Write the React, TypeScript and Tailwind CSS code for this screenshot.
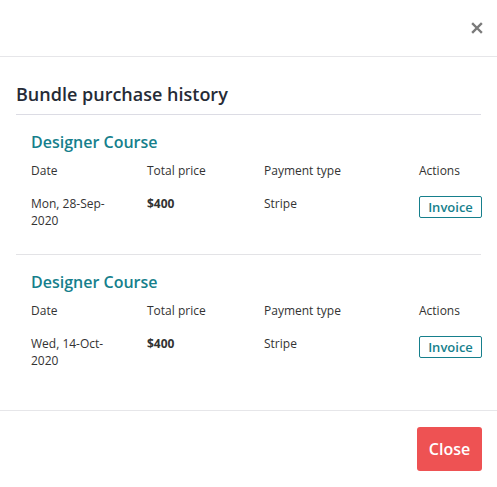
import * as React from "react";

type Purchase = {
  course: string;
  date: string;
  price: string;
  payment: string;
};

const purchases: Purchase[] = [
  { course: "Designer Course", date: "Mon, 28-Sep-2020", price: "$400", payment: "Stripe" },
  { course: "Designer Course", date: "Wed, 14-Oct-2020", price: "$400", payment: "Stripe" },
];

const PurchaseBlock: React.FC<{ item: Purchase; last: boolean }> = ({ item, last }) => (
  <div className={`px-[15px] pt-[16px] pb-[25px] ${last ? "" : "border-b border-[#e3e3e6]"}`}>
    <h3 className="text-[16px] leading-[22px] font-semibold text-[#167f8c]">{item.course}</h3>
    <div className="mt-[9px] grid grid-cols-[116px_117px_155px_1fr] text-[12px] leading-[18px] text-[#333]">
      <div>Date</div>
      <div>Total price</div>
      <div>Payment type</div>
      <div>Actions</div>
    </div>
    <div className="mt-[15px] grid grid-cols-[116px_117px_155px_1fr] text-[12px] leading-[17px] text-[#333]">
      <div className="w-[80px]">{item.date}</div>
      <div className="font-bold">{item.price}</div>
      <div>{item.payment}</div>
      <div>
        <button className="mt-[1px] h-[22px] w-[63px] rounded-[2px] border border-[#167f8c] text-[13px] font-semibold leading-[20px] text-[#167f8c]">
          Invoice
        </button>
      </div>
    </div>
  </div>
);

export default function App() {
  return (
    <div className="min-h-screen w-full bg-white font-['Open_Sans',sans-serif]">
      <div className="flex h-[57px] items-center justify-end border-b border-[#e6e6e9] px-[16px]">
        <button className="mr-[-2px] text-[#7a7a7a]" aria-label="close">
          <svg width="12" height="12" viewBox="0 0 12 12">
            <path d="M2 2L10 10M10 2L2 10" stroke="currentColor" strokeWidth="2.4" strokeLinecap="square" />
          </svg>
        </button>
      </div>
      <div className="px-[16px] pt-[25px] pb-[16px]">
        <h2 className="border-b border-[#dcdce4] pb-[8px] text-[18px] leading-[24px] font-semibold text-[#262b36]">
          Bundle purchase history
        </h2>
        {purchases.map((p, i) => (
          <PurchaseBlock key={i} item={p} last={i === purchases.length - 1} />
        ))}
      </div>
      <div className="flex justify-end border-t border-[#e6e6e9] px-[15px] pt-[16px] pb-[17px]">
        <button className="h-[44px] w-[65px] rounded-[3px] bg-[#ee5253] text-[16px] font-semibold text-white">
          Close
        </button>
      </div>
    </div>
  );
}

PROBLEM REQUIREMENTS: Skip the pictures, then retype every line above exactly.

ANSWER TO THE TASK:
Write the React, TypeScript and Tailwind CSS code for this screenshot.
import * as React from "react";

type Purchase = {
  course: string;
  date: string;
  price: string;
  payment: string;
};

const purchases: Purchase[] = [
  { course: "Designer Course", date: "Mon, 28-Sep-2020", price: "$400", payment: "Stripe" },
  { course: "Designer Course", date: "Wed, 14-Oct-2020", price: "$400", payment: "Stripe" },
];

const PurchaseBlock: React.FC<{ item: Purchase; last: boolean }> = ({ item, last }) => (
  <div className={`px-[15px] pt-[16px] pb-[25px] ${last ? "" : "border-b border-[#e3e3e6]"}`}>
    <h3 className="text-[16px] leading-[22px] font-semibold text-[#167f8c]">{item.course}</h3>
    <div className="mt-[9px] grid grid-cols-[116px_117px_155px_1fr] text-[12px] leading-[18px] text-[#333]">
      <div>Date</div>
      <div>Total price</div>
      <div>Payment type</div>
      <div>Actions</div>
    </div>
    <div className="mt-[15px] grid grid-cols-[116px_117px_155px_1fr] text-[12px] leading-[17px] text-[#333]">
      <div className="w-[80px]">{item.date}</div>
      <div className="font-bold">{item.price}</div>
      <div>{item.payment}</div>
      <div>
        <button className="mt-[1px] h-[22px] w-[63px] rounded-[2px] border border-[#167f8c] text-[13px] font-semibold leading-[20px] text-[#167f8c]">
          Invoice
        </button>
      </div>
    </div>
  </div>
);

export default function App() {
  return (
    <div className="min-h-screen w-full bg-white font-['Open_Sans',sans-serif]">
      <div className="flex h-[57px] items-center justify-end border-b border-[#e6e6e9] px-[16px]">
        <button className="mr-[-2px] text-[#7a7a7a]" aria-label="close">
          <svg width="12" height="12" viewBox="0 0 12 12">
            <path d="M2 2L10 10M10 2L2 10" stroke="currentColor" strokeWidth="2.4" strokeLinecap="square" />
          </svg>
        </button>
      </div>
      <div className="px-[16px] pt-[25px] pb-[16px]">
        <h2 className="border-b border-[#dcdce4] pb-[8px] text-[18px] leading-[24px] font-semibold text-[#262b36]">
          Bundle purchase history
        </h2>
        {purchases.map((p, i) => (
          <PurchaseBlock key={i} item={p} last={i === purchases.length - 1} />
        ))}
      </div>
      <div className="flex justify-end border-t border-[#e6e6e9] px-[15px] pt-[16px] pb-[17px]">
        <button className="h-[44px] w-[65px] rounded-[3px] bg-[#ee5253] text-[16px] font-semibold text-white">
          Close
        </button>
      </div>
    </div>
  );
}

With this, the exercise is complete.